» **Task goal**
Output every line of the material exactly, omitting images.

» **Source excerpt**
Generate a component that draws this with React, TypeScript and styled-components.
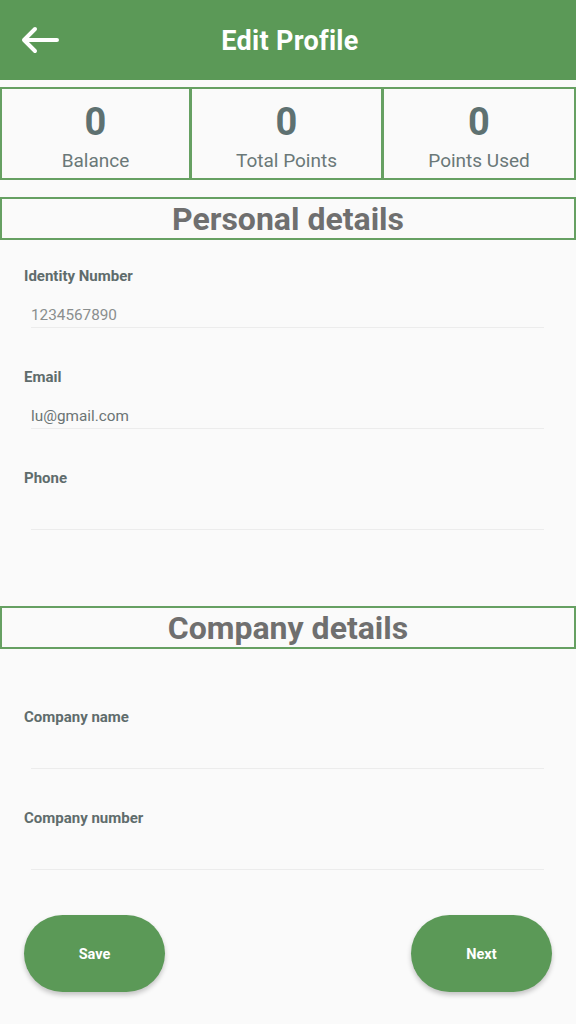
import React from "react";
import styled, { createGlobalStyle } from "styled-components";

const GREEN = "#5b9957";
const LINE = "#66a062";

const Global = createGlobalStyle`
  html, body { margin: 0; padding: 0; background: #fafafa; }
  body { font-family: Roboto, "Noto Sans", sans-serif; }
  * { box-sizing: border-box; }
`;

const Page = styled.div`
  width: 576px;
  height: 1024px;
  background: #fafafa;
  display: flex;
  flex-direction: column;
  overflow: hidden;
`;

const Header = styled.header`
  height: 80px;
  background: ${GREEN};
  display: flex;
  align-items: center;
  justify-content: center;
  position: relative;
`;

const BackButton = styled.button`
  position: absolute;
  left: 18px;
  top: 24px;
  width: 42px;
  height: 32px;
  border: none;
  background: transparent;
  padding: 0;
  display: flex;
  align-items: center;
  justify-content: center;
`;

const Title = styled.h1`
  margin: 0;
  color: #ffffff;
  font-size: 27px;
  font-weight: 700;
  letter-spacing: 0.3px;
  padding-top: 1px;
  padding-left: 4px;
`;

const Stats = styled.div`
  margin-top: 7px;
  display: grid;
  grid-template-columns: 191px 192px 193px;
  height: 93px;
`;

const StatCell = styled.div`
  border: 2px solid ${LINE};
  margin-left: -1px;
  &:first-child { margin-left: 0; }
  display: flex;
  flex-direction: column;
  align-items: center;
  justify-content: flex-start;
  padding-top: 13px;
`;

const StatValue = styled.div`
  font-size: 38px;
  font-weight: 700;
  color: #5e7171;
  line-height: 40px;
`;

const StatLabel = styled.div`
  margin-top: 7px;
  font-size: 19px;
  color: #6a7878;
  line-height: 24px;
`;

const SectionBox = styled.div<{ $top: number }>`
  margin-top: ${(p) => p.$top}px;
  height: 43px;
  border: 2px solid ${LINE};
  display: flex;
  align-items: center;
  justify-content: center;
`;

const SectionTitle = styled.h2`
  margin: 0;
  font-size: 32px;
  font-weight: 700;
  color: #6f6f6f;
  line-height: 36px;
  padding-top: 1px;
`;

const Fields = styled.div<{ $top: number }>`
  padding: ${(p) => p.$top}px 32px 0 24px;
  display: flex;
  flex-direction: column;
  gap: 39px;
`;

const Field = styled.div`
  display: flex;
  flex-direction: column;
`;

const Label = styled.label`
  font-size: 15px;
  font-weight: 700;
  color: #5f6c6c;
  line-height: 20px;
`;

const Value = styled.div<{ $muted?: boolean }>`
  margin-top: 17px;
  margin-left: 7px;
  height: 24px;
  font-size: 15.3px;
  line-height: 24px;
  color: ${(p) => (p.$muted ? "#8a8e8e" : "#6b7474")};
  border-bottom: 1px solid #ececec;
  box-sizing: content-box;
`;

const Footer = styled.div`
  margin-top: auto;
  padding: 0 24px 32px 24px;
  display: flex;
  justify-content: space-between;
`;

const PillButton = styled.button`
  width: 141px;
  height: 77px;
  border-radius: 39px;
  border: none;
  background: ${GREEN};
  color: #ffffff;
  font-family: Roboto, sans-serif;
  font-weight: 700;
  font-size: 14.5px;
  padding-top: 2px;
  box-shadow: 0 3px 5px rgba(0, 0, 0, 0.22);
`;

const Arrow = () => (
  <svg width="40" height="30" viewBox="0 0 40 30">
    <path
      d="M38 15H5M16 4L5 15l11 11"
      fill="none"
      stroke="#ffffff"
      strokeWidth="4"
      strokeLinecap="round"
      strokeLinejoin="round"
    />
  </svg>
);

export default function App() {
  return (
    <Page>
      <Global />
      <Header>
        <BackButton aria-label="Back">
          <Arrow />
        </BackButton>
        <Title>Edit Profile</Title>
      </Header>
      <Stats>
        <StatCell>
          <StatValue>0</StatValue>
          <StatLabel>Balance</StatLabel>
        </StatCell>
        <StatCell>
          <StatValue>0</StatValue>
          <StatLabel>Total Points</StatLabel>
        </StatCell>
        <StatCell>
          <StatValue>0</StatValue>
          <StatLabel>Points Used</StatLabel>
        </StatCell>
      </Stats>
      <SectionBox $top={17}>
        <SectionTitle>Personal details</SectionTitle>
      </SectionBox>
      <Fields $top={26}>
        <Field>
          <Label>Identity Number</Label>
          <Value $muted>1234567890</Value>
        </Field>
        <Field>
          <Label>Email</Label>
          <Value>lu@gmail.com</Value>
        </Field>
        <Field>
          <Label>Phone</Label>
          <Value />
        </Field>
      </Fields>
      <SectionBox $top={76}>
        <SectionTitle>Company details</SectionTitle>
      </SectionBox>
      <Fields $top={58}>
        <Field>
          <Label>Company name</Label>
          <Value />
        </Field>
        <Field>
          <Label>Company number</Label>
          <Value />
        </Field>
      </Fields>
      <Footer>
        <PillButton>Save</PillButton>
        <PillButton>Next</PillButton>
      </Footer>
    </Page>
  );
}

» **The solution**
Generate a component that draws this with React, TypeScript and styled-components.
import React from "react";
import styled, { createGlobalStyle } from "styled-components";

const GREEN = "#5b9957";
const LINE = "#66a062";

const Global = createGlobalStyle`
  html, body { margin: 0; padding: 0; background: #fafafa; }
  body { font-family: Roboto, "Noto Sans", sans-serif; }
  * { box-sizing: border-box; }
`;

const Page = styled.div`
  width: 576px;
  height: 1024px;
  background: #fafafa;
  display: flex;
  flex-direction: column;
  overflow: hidden;
`;

const Header = styled.header`
  height: 80px;
  background: ${GREEN};
  display: flex;
  align-items: center;
  justify-content: center;
  position: relative;
`;

const BackButton = styled.button`
  position: absolute;
  left: 18px;
  top: 24px;
  width: 42px;
  height: 32px;
  border: none;
  background: transparent;
  padding: 0;
  display: flex;
  align-items: center;
  justify-content: center;
`;

const Title = styled.h1`
  margin: 0;
  color: #ffffff;
  font-size: 27px;
  font-weight: 700;
  letter-spacing: 0.3px;
  padding-top: 1px;
  padding-left: 4px;
`;

const Stats = styled.div`
  margin-top: 7px;
  display: grid;
  grid-template-columns: 191px 192px 193px;
  height: 93px;
`;

const StatCell = styled.div`
  border: 2px solid ${LINE};
  margin-left: -1px;
  &:first-child { margin-left: 0; }
  display: flex;
  flex-direction: column;
  align-items: center;
  justify-content: flex-start;
  padding-top: 13px;
`;

const StatValue = styled.div`
  font-size: 38px;
  font-weight: 700;
  color: #5e7171;
  line-height: 40px;
`;

const StatLabel = styled.div`
  margin-top: 7px;
  font-size: 19px;
  color: #6a7878;
  line-height: 24px;
`;

const SectionBox = styled.div<{ $top: number }>`
  margin-top: ${(p) => p.$top}px;
  height: 43px;
  border: 2px solid ${LINE};
  display: flex;
  align-items: center;
  justify-content: center;
`;

const SectionTitle = styled.h2`
  margin: 0;
  font-size: 32px;
  font-weight: 700;
  color: #6f6f6f;
  line-height: 36px;
  padding-top: 1px;
`;

const Fields = styled.div<{ $top: number }>`
  padding: ${(p) => p.$top}px 32px 0 24px;
  display: flex;
  flex-direction: column;
  gap: 39px;
`;

const Field = styled.div`
  display: flex;
  flex-direction: column;
`;

const Label = styled.label`
  font-size: 15px;
  font-weight: 700;
  color: #5f6c6c;
  line-height: 20px;
`;

const Value = styled.div<{ $muted?: boolean }>`
  margin-top: 17px;
  margin-left: 7px;
  height: 24px;
  font-size: 15.3px;
  line-height: 24px;
  color: ${(p) => (p.$muted ? "#8a8e8e" : "#6b7474")};
  border-bottom: 1px solid #ececec;
  box-sizing: content-box;
`;

const Footer = styled.div`
  margin-top: auto;
  padding: 0 24px 32px 24px;
  display: flex;
  justify-content: space-between;
`;

const PillButton = styled.button`
  width: 141px;
  height: 77px;
  border-radius: 39px;
  border: none;
  background: ${GREEN};
  color: #ffffff;
  font-family: Roboto, sans-serif;
  font-weight: 700;
  font-size: 14.5px;
  padding-top: 2px;
  box-shadow: 0 3px 5px rgba(0, 0, 0, 0.22);
`;

const Arrow = () => (
  <svg width="40" height="30" viewBox="0 0 40 30">
    <path
      d="M38 15H5M16 4L5 15l11 11"
      fill="none"
      stroke="#ffffff"
      strokeWidth="4"
      strokeLinecap="round"
      strokeLinejoin="round"
    />
  </svg>
);

export default function App() {
  return (
    <Page>
      <Global />
      <Header>
        <BackButton aria-label="Back">
          <Arrow />
        </BackButton>
        <Title>Edit Profile</Title>
      </Header>
      <Stats>
        <StatCell>
          <StatValue>0</StatValue>
          <StatLabel>Balance</StatLabel>
        </StatCell>
        <StatCell>
          <StatValue>0</StatValue>
          <StatLabel>Total Points</StatLabel>
        </StatCell>
        <StatCell>
          <StatValue>0</StatValue>
          <StatLabel>Points Used</StatLabel>
        </StatCell>
      </Stats>
      <SectionBox $top={17}>
        <SectionTitle>Personal details</SectionTitle>
      </SectionBox>
      <Fields $top={26}>
        <Field>
          <Label>Identity Number</Label>
          <Value $muted>1234567890</Value>
        </Field>
        <Field>
          <Label>Email</Label>
          <Value>lu@gmail.com</Value>
        </Field>
        <Field>
          <Label>Phone</Label>
          <Value />
        </Field>
      </Fields>
      <SectionBox $top={76}>
        <SectionTitle>Company details</SectionTitle>
      </SectionBox>
      <Fields $top={58}>
        <Field>
          <Label>Company name</Label>
          <Value />
        </Field>
        <Field>
          <Label>Company number</Label>
          <Value />
        </Field>
      </Fields>
      <Footer>
        <PillButton>Save</PillButton>
        <PillButton>Next</PillButton>
      </Footer>
    </Page>
  );
}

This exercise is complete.